Breakfast consisted of a hot tea made from old, dry sassafras twigs Murdan found buried in the snow near the edge of the grove.

“Hot, at least,” he said.

“And remarkably delicious,” exclaimed Peter. “I always liked sassafras tea. My late, loved Lady Mother used to make it for Granger and me on cold evenings when we were lads.”

“I have trouble thinking of you as a little boy,” admitted the Historian. “I knew your Lady Mother quite well, of course. Fine figure of a woman, and very, very patient, I remember. Your father...well, he wasn’t the easiest man to have around, I imagine.”

“I’ve thought about them both often these past few weeks,” said Peter, sighing and pouring himself a spot more of the tea. “Being in mortal jeopardy seems to bring one’s memories flooding back, I think.

I don’t really
know,
but I suspect that much of what I tried to do as an adult was because...well, I was trying to best my father. He was a remarkable fighting man, an unquestioned leader. He wanted everything to be done just his way.”

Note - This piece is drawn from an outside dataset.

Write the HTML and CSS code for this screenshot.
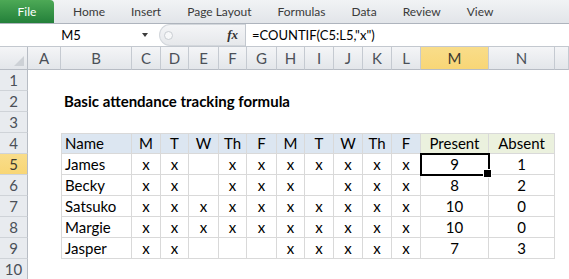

“I remember him well,” said the Historian, nodding.

“I admired him greatly. He was a perfectionist, so I wanted to be one, too. Goodness knows, he was not easy to
like.”

“Children tend to credit their fathers and mothers for what they become,” said Murdan.

They climbed back aboard the Dragon, ready to fly.

“And I suppose that’s natural and logical,” continued the Historian, “when you consider we also give ourselves credit for having good parents, as well as bad ones. You’ll meet my mother soon.”

“I’ve not had the honor before, Lord Historian,” Peter said with a smile. “But the court people always spoke very well of Lady Murtal.”

“Well, when you meet her you’ll know why I’m proud to say I followed in her precepts, ofttimes. But in the end, Peter, we are what we make of ourselves, not what our folks made us into.”

Hoarling snorted derisively and leapt into the air, flapping his wings up and then down with a clap like thunder, sending loose snow flying in a great cloud that obscured the wintry sun.

After that, the roar of the wind was too great for conversation, which suited all three of them marvelously well.

rs

Murtal, the lady of Old Place, woke early, as she almost always did, with a strong intuition that important visitors were coming that day.

Her premonitions were so seldom mistaken that she bounced out of bed, despite her seventy-odd years of age, and called at once for her butler, a man even older than she, a great deal more dignified, and almost as spry.

“Garley! Visitors coming! Air out the guest rooms, lay good fires there, and have the upstairs maids change the bed linens and put out fresh towels. In this weather, they’ll appreciate warm baths ready when they arrive! Send the cook to me, at once!”

She rushed headlong through her breakfast, volleying orders this way and that, scattering her servants and soldiers to their tasks and trotting about inspecting everything, strewing praise and comments as she went.